Bunun yanında; TBK"nun 51/1. (BK"nun 43/1) maddesinde; "Hâkim, tazminatın kapsamını ve ödenme biçimini, durumun gereğini ve özellikle kusurun ağırlığını göz önüne alarak belirler." hükmü getirilmiştir.
Buna göre; zararın kapsamının tayininde, zarar gören davacının da zararın meydana gelmesinde kusurunun olup olmadığının araştırılıp, tartışılması gerekir. Zira; TBK"nın 52/1. (BK m.44/1) maddesi gereğince; zarar gören, zararı doğuran fiile razı olmuş veya zararın doğmasında ya da artmasında etkili olmuş, yahut tazminat yükümlüsünün durumunu ağırlaştırmış ise hakim, tazminatı indirebilir veya tamamen kaldırabilir.Somut olayda mevcut delil durumuna göre, davaya konu yangının; davalıya ait elektrik hattındaki aşırı akımdan dolayı orta gelirim sigortasının atmış olması nedeniyle sigortadan çıkan kıvılcım sebebi ile çıkmış olduğu anlaşılmaktadır.

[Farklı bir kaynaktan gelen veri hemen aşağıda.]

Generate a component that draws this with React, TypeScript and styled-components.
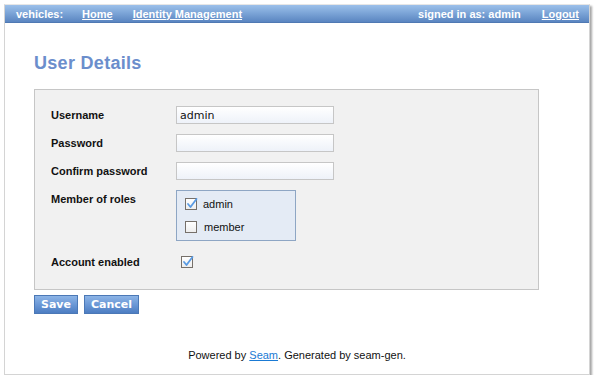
import React from "react";
import styled, { createGlobalStyle } from "styled-components";

const Global = createGlobalStyle`
  html, body { margin: 0; padding: 0; background: #ffffff; }
  body { font-family: "Liberation Sans", Arial, sans-serif; }
  * { box-sizing: border-box; }
`;

const Window = styled.div`
  margin: 4px 0 0 4px;
  width: 586px;
  height: 371px;
  border: 1px solid #d4d4d4;
  border-top-color: #e6e6e6;
  background: #fff;
  box-shadow: 2px 2px 2px rgba(0, 0, 0, 0.35);
  display: flex;
  flex-direction: column;
`;

const Header = styled.div`
  height: 18px;
  display: flex;
  align-items: center;
  padding: 0 10px 0 11px;
  background: linear-gradient(#9cc0ea, #7aa3d6 50%, #5a85c1);
  color: #fff;
  font: bold 11px "Liberation Sans", Arial, sans-serif;
  border-bottom: 1px solid #4f79b3;
`;

const Brand = styled.span`
  margin-right: 19px;
`;

const NavLink = styled.a<{ $gap?: number }>`
  color: #fff;
  text-decoration: underline;
  margin-right: ${(p) => p.$gap ?? 0}px;
  cursor: pointer;
`;

const Spacer = styled.div`
  flex: 1;
`;

const SignedIn = styled.span`
  margin-right: 21px;
`;

const Content = styled.div`
  padding: 0 0 0 29px;
  display: flex;
  flex-direction: column;
  flex: 1;
`;

const Title = styled.h1`
  margin: 30px 0 0 0;
  font: bold 18px/21px "Liberation Sans", Arial, sans-serif;
  color: #6b8ecc;
  letter-spacing: 0.3px;
`;

const Panel = styled.div`
  margin-top: 15px;
  width: 505px;
  height: 201px;
  background: #f1f1f1;
  border: 1px solid #c6c6c6;
  padding: 16px 0 0 16px;
  display: flex;
  flex-direction: column;
  gap: 10px;
`;

const Row = styled.div<{ $top?: boolean; $mt?: number }>`
  display: flex;
  align-items: ${(p) => (p.$top ? "flex-start" : "center")};
  min-height: 18px;
  margin-top: ${(p) => p.$mt ?? 0}px;
`;

const Label = styled.label<{ $pt?: number }>`
  width: 125px;
  flex: none;
  font: bold 11px "Liberation Sans", Arial, sans-serif;
  color: #111;
  padding-top: ${(p) => p.$pt ?? 0}px;
`;

const Input = styled.input`
  width: 158px;
  height: 18px;
  border: 1px solid #c6c6c6;
  background: linear-gradient(#ffffff, #eef2f9);
  font: 11px "DejaVu Sans", sans-serif;
  color: #111;
  padding: 0 3px;
  margin: 0;
  outline: none;
`;

const RolesBox = styled.div`
  width: 120px;
  height: 51px;
  border: 1px solid #8ea6c4;
  background: #e4ebf5;
  padding: 4px 0 0 8px;
  display: flex;
  flex-direction: column;
  gap: 5px;
`;

const RoleItem = styled.div<{ $textGap: number }>`
  display: flex;
  align-items: center;
  height: 18px;
  gap: ${(p) => p.$textGap}px;
  font: 11px "Liberation Sans", Arial, sans-serif;
  color: #111;
`;

const Box = styled.span<{ $ml?: number }>`
  width: 12px;
  height: 12px;
  flex: none;
  border: 1px solid #76706a;
  background: linear-gradient(#ffffff, #eeeeee);
  margin-left: ${(p) => p.$ml ?? 0}px;
  position: relative;
  display: inline-block;
`;

const Check = styled.svg`
  position: absolute;
  left: 0px;
  top: -2px;
`;

const CheckBox = ({ checked, ml }: { checked?: boolean; ml?: number }) => (
  <Box $ml={ml}>
    {checked && (
      <Check width="12" height="13" viewBox="0 0 12 13">
        <path d="M2 7 L4.5 10 L10.5 2" stroke="#5a9be3" strokeWidth="1.8" fill="none" strokeLinecap="round" strokeLinejoin="round" />
      </Check>
    )}
  </Box>
);

const Actions = styled.div`
  display: flex;
  gap: 6px;
  margin-top: 5px;
`;

const Button = styled.button`
  height: 19px;
  padding: 0 6px;
  border: 1px solid #4b78b6;
  background: linear-gradient(#8cb4e6, #6b98d6 50%, #4d7dc2);
  color: #fff;
  font: bold 11px "DejaVu Sans", sans-serif;
  cursor: pointer;
  line-height: 17px;
`;

const Footer = styled.div`
  margin-top: auto;
  margin-left: -29px;
  padding-bottom: 13px;
  text-align: center;
  font: 11px "Liberation Sans", Arial, sans-serif;
  color: #111;
`;

const FooterLink = styled.a`
  color: #1a7ad4;
  text-decoration: underline;
`;

export default function App() {
  return (
    <>
      <Global />
      <Window>
        <Header>
          <Brand>vehicles:</Brand>
          <NavLink $gap={20}>Home</NavLink>
          <NavLink>Identity Management</NavLink>
          <Spacer />
          <SignedIn>signed in as: admin</SignedIn>
          <NavLink>Logout</NavLink>
        </Header>
        <Content>
          <Title>User Details</Title>
          <Panel>
            <Row>
              <Label>Username</Label>
              <Input defaultValue="admin" />
            </Row>
            <Row>
              <Label>Password</Label>
              <Input type="password" />
            </Row>
            <Row>
              <Label>Confirm password</Label>
              <Input type="password" />
            </Row>
            <Row $top>
              <Label $pt={3}>Member of roles</Label>
              <RolesBox>
                <RoleItem $textGap={6}>
                  <CheckBox checked />
                  admin
                </RoleItem>
                <RoleItem $textGap={7}>
                  <CheckBox />
                  member
                </RoleItem>
              </RolesBox>
            </Row>
            <Row $mt={2}>
              <Label>Account enabled</Label>
              <CheckBox checked ml={5} />
            </Row>
          </Panel>
          <Actions>
            <Button>Save</Button>
            <Button>Cancel</Button>
          </Actions>
          <Footer>
            Powered by <FooterLink>Seam</FooterLink>. Generated by seam-gen.
          </Footer>
        </Content>
      </Window>
    </>
  );
}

Ne var ki mahkemece; davaya konu olan yangına sebebiyet veren elektrik nakil hattının davacıya ait tarlada olup olmadığı hususunda gerekli araştırma ve inceleme yapılmamıştır.O halde mahkemece; öncelikle davaya konu olan elektrik nakil hattının davacıya ait tarlada olup olmadığı, yangının davacıya ait tarlada başlayıp başlamadığı kuşkuya yer vermeyecek şekilde tespit edildikten sonra, yangının başlama noktasına göre davacının alabileceği herhangi tedbir olup olmadığı, bu doğrultuda TBK"nın 52/1.maddesi anlamında yangının ve zararın artmasında davacının da kusurunun bulunup bulunmadığı hususunda
gerekli değerlendirme yapmak üzere dosyanın önceki bilirkişilerden farklı bir bilirkişiye verilerek yeniden rapor alınması sağlandıktan sonra hasıl olacak sonuca göre bir karar verilmesi gerekirken eksik inceleme ile karar verilmesi doğru görülmemiştir.SONUÇ: Yukarıda birinci bentte açıklanan nedenlerle sair temyiz itirazlarının reddine, ikinci bendde açıklanan nedenlerle hükmün HUMK.nun 428. maddesi gereğince davalı yararına BOZULMASINA ve peşin alınan temyiz harcının istek halinde temyiz edene iadesine, 6100 sayılı HMK"nun geçici madde 3 atfıyla 1086 sayılı HUMK.nun 440.maddesi gereğince kararın tebliğinden itibaren 15 günlük süre içerisinde karar düzeltme yolu açık olmak üzere, 16.05.2018 tarihinde oybirliğiyle karar verildi.